After winning a local talent show at the age of 16, she occasionally sang background vocals for such visiting musicians as Albert King and Ike Turner. In 1961, she was recruited by bandleader Benny Sharp and his band the Zorros of Rhythm in St. Louis. Sharp's band included New Breed, a vocal trio consisting of Stacy Johnson, Vernon Guy, and Horise O'Toole. Backed by Sharp and his band, Smith released the single, "My Baby Has Gone" / "St. Louis Sunset Twist," on Chicago's Mel-O Records under the name Little Miss Jessie in 1961.

By 1962, Smith, Johnson, and Guy had left Sharp to join the Ike & Tina Turner Revue which had relocated to Los Angeles. Smith along with Robbie Montgomery whom she knew from St. Louis and Venetta Fields (a gospel singer from Buffalo, New York) formed the first official incarnation of the Ikettes. The revue toured throughout the country performing a grueling schedule of one-nighters. They performed at prominent venues such as the Apollo Theater in New York, the Howard Theatre in Washington, D.C., and the Uptown Theater in Philadelphia. Smith briefly quit and was replaced by Bonnie Bramlett, after Ike Turner fired her boyfriend Sam Rhodes, who was the bass player in the Kings of Rhythm.

As an Ikette, Smith performed on the television shows American Bandstand, Hollywood A Go-Go, and Shindig!. Two of the Ikettes' biggest hits were released on Modern Records in 1965, "Peaches 'N' Cream" (Pop No. 36, R&B No. 28) and "I'm So Thankful" (Pop No. 74, R&B No. 12).

Smith, Fields and Montgomery left the revue in 1965. Prevented by Turner from using the name Ikettes, they formed the Mirettes in 1966, named after their new label Mirwood Records. They released a few singles, including "In the Midnight Hour" (Pop No. 45, R&B No. 18) in 1968. After they disbanded, Smith continued to record as a backing vocalist in the 1970s, with singers including Al Kooper, Bryan Ferry, and Jose Feliciano. On occasion she teamed up with Robbie Montgomery for sessions, such as the recording of Dr. John's albums In The Right Place (1973), Triumvirate, (1973), and Desitively Bonnaroo (1974).

After her R&B career, she settled in California, married Edward Lucas, and raised her family. In 1990, she returned to her gospel roots at the Monroe Memorial Church in Alton, Illinois, under Bishop Samuel E. White, where she continued to sing.

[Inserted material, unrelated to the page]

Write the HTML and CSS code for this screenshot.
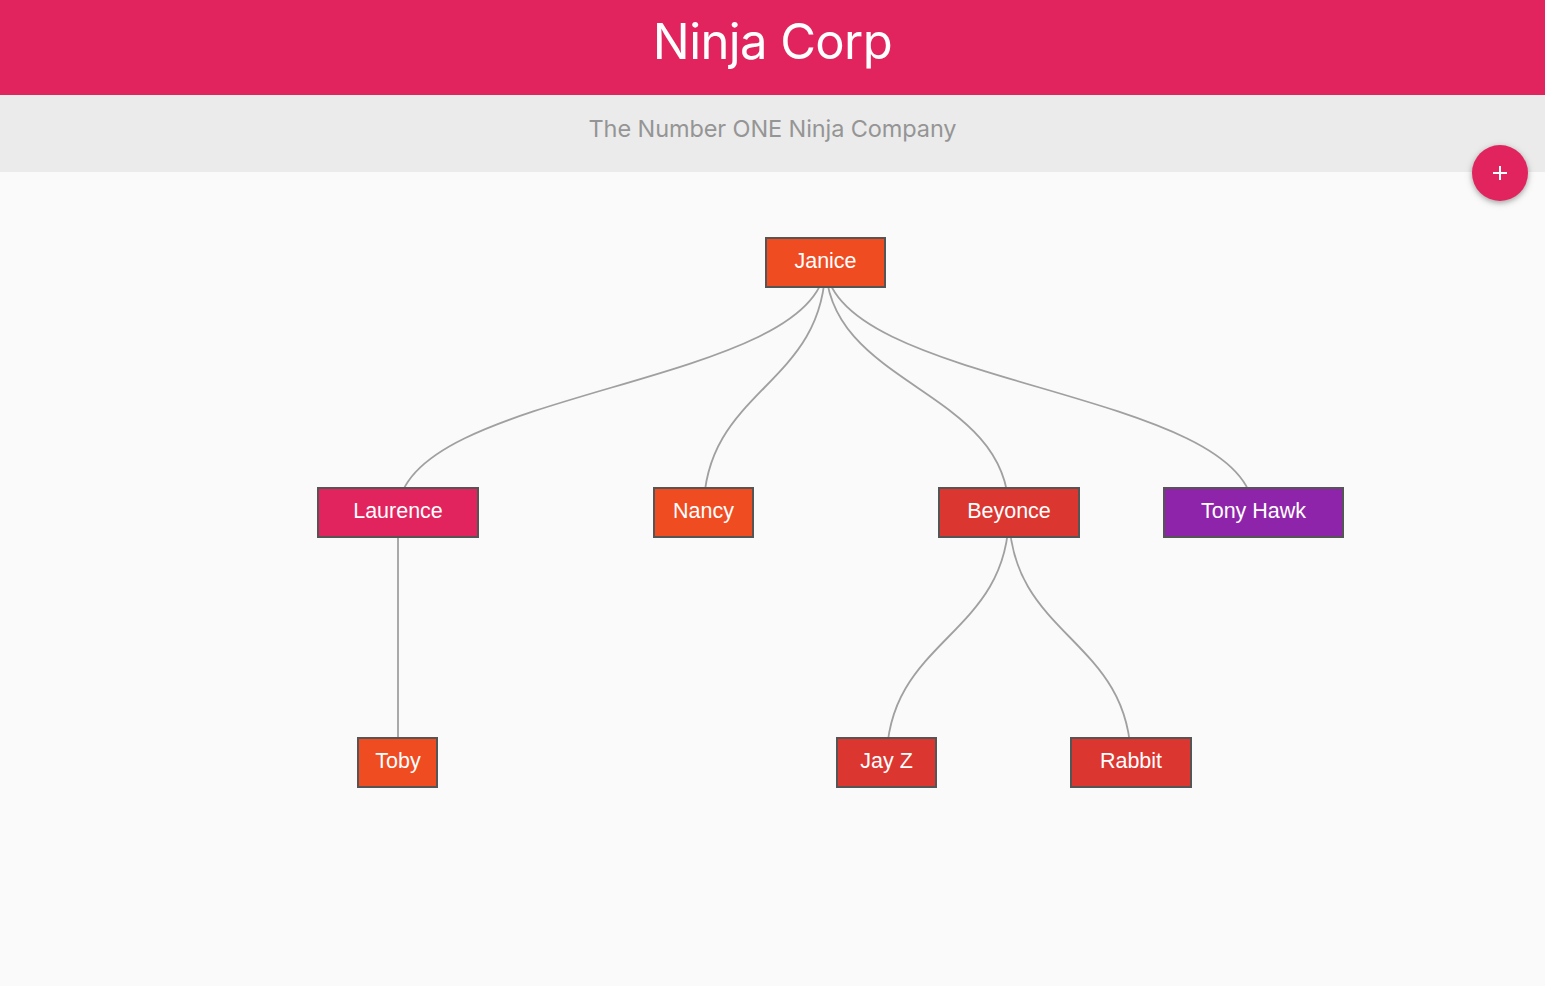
FILE: index.html
```html
<!DOCTYPE html>
<html>
<head>
<meta charset="utf-8">
<title>Ninja Corp</title>
<link rel="stylesheet" href="styles.css">
</head>
<body>
<header class="top-bar">
  <h1 class="title">Ninja Corp</h1>
</header>
<div class="sub-bar">
  <p class="subtitle">The Number ONE Ninja Company</p>
</div>
<main class="canvas">
  <button class="fab" aria-label="Add">
    <svg width="16" height="16" viewBox="0 0 16 16"><path d="M8 1v14M1 8h14" stroke="#fff" stroke-width="2" fill="none"/></svg>
  </button>
  <svg class="tree" width="1545" height="814" viewBox="0 0 1545 814">
    <g transform="translate(0,-172)">
      <g class="links">
        <path d="M825.5,262.5C825.5,387.5 398,387.5 398,512.5"/>
        <path d="M825.5,262.5C825.5,387.5 703.5,387.5 703.5,512.5"/>
        <path d="M825.5,262.5C825.5,387.5 1009,387.5 1009,512.5"/>
        <path d="M825.5,262.5C825.5,387.5 1253.5,387.5 1253.5,512.5"/>
        <path d="M398,512.5C398,637.5 398,637.5 398,762.5"/>
        <path d="M1009,512.5C1009,637.5 886.5,637.5 886.5,762.5"/>
        <path d="M1009,512.5C1009,637.5 1131,637.5 1131,762.5"/>
      </g>
      <g class="nodes">
        <g class="node orange"><rect x="766" y="238" width="119" height="49"/><text x="825.5" y="268">Janice</text></g>
        <g class="node pink"><rect x="318" y="488" width="160" height="49"/><text x="398" y="518">Laurence</text></g>
        <g class="node orange"><rect x="654" y="488" width="99" height="49"/><text x="703.5" y="518">Nancy</text></g>
        <g class="node red"><rect x="939" y="488" width="140" height="49"/><text x="1009" y="518">Beyonce</text></g>
        <g class="node purple"><rect x="1164" y="488" width="179" height="49"/><text x="1253.5" y="518">Tony Hawk</text></g>
        <g class="node orange"><rect x="358" y="738" width="79" height="49"/><text x="398" y="768">Toby</text></g>
        <g class="node red"><rect x="837" y="738" width="99" height="49"/><text x="886.5" y="768">Jay Z</text></g>
        <g class="node red"><rect x="1071" y="738" width="120" height="49"/><text x="1131" y="768">Rabbit</text></g>
      </g>
    </g>
  </svg>
</main>
</body>
</html>
```
FILE: styles.css
```css
html, body {
  margin: 0;
  padding: 0;
}
body {
  background: #fafafa;
  font-family: Inter, "Liberation Sans", Arial, sans-serif;
  width: 1545px;
  height: 986px;
  overflow: hidden;
}
.top-bar {
  height: 95px;
  background: #e2245e;
  display: flex;
  align-items: center;
  justify-content: center;
  box-sizing: border-box;
  padding-bottom: 12px;
}
.title {
  margin: 0;
  color: #fff;
  font-weight: 400;
  font-size: 49px;
  line-height: 1;
  letter-spacing: -0.6px;
}
.sub-bar {
  height: 77px;
  background: #ebebeb;
  display: flex;
  align-items: center;
  justify-content: center;
  box-sizing: border-box;
  padding-bottom: 10px;
}
.subtitle {
  margin: 0;
  color: #959595;
  font-size: 23.5px;
  line-height: 1;
  letter-spacing: -0.1px;
}
.canvas {
  position: relative;
  height: 814px;
}
.tree {
  display: block;
}
.fab {
  position: absolute;
  right: 17px;
  top: -27px;
  width: 56px;
  height: 56px;
  border-radius: 50%;
  border: none;
  background: #e2245e;
  box-shadow: 0 2px 5px rgba(0,0,0,0.26), 0 2px 10px rgba(0,0,0,0.12);
  display: flex;
  align-items: center;
  justify-content: center;
  padding: 0;
  z-index: 2;
}
.links path {
  fill: none;
  stroke: #a0a0a0;
  stroke-width: 1.8;
}
.node rect {
  stroke: #555;
  stroke-width: 2;
}
.node text {
  fill: #fff;
  font-family: "Liberation Sans", Arial, sans-serif;
  font-size: 21.5px;
  text-anchor: middle;
}
.orange rect { fill: #f04c22; }
.pink rect { fill: #e2245e; }
.red rect { fill: #dc3631; }
.purple rect { fill: #8e24aa; }
```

She died on February 4, 2021, aged 79.

== Discography ==
=== Singles ===
- 1961: "My Baby Has Gone" / "St. Louis Sunset Twist: (Mel-O 101)

=== Albums featured as an Ikette/Mirette ===
- 1965: Live! The Ike & Tina Turner Show
- 1967: The Ike & Tina Turner Show (Vol. 2)
- 1966: Soul The Hits (Modern Records)
- 1968: In The Midnight Hour (Revue Records)
- 1969: Whirlpool (Uni Records)
- 2004: The Bad Man: Rare & Unreissued Ike Turner Produced Recordings 1962-1965 (Night Train International)
- 2012: Ike Turner Studio Productions: New Orleans and Los Angeles 1963–1965 (Ace Records)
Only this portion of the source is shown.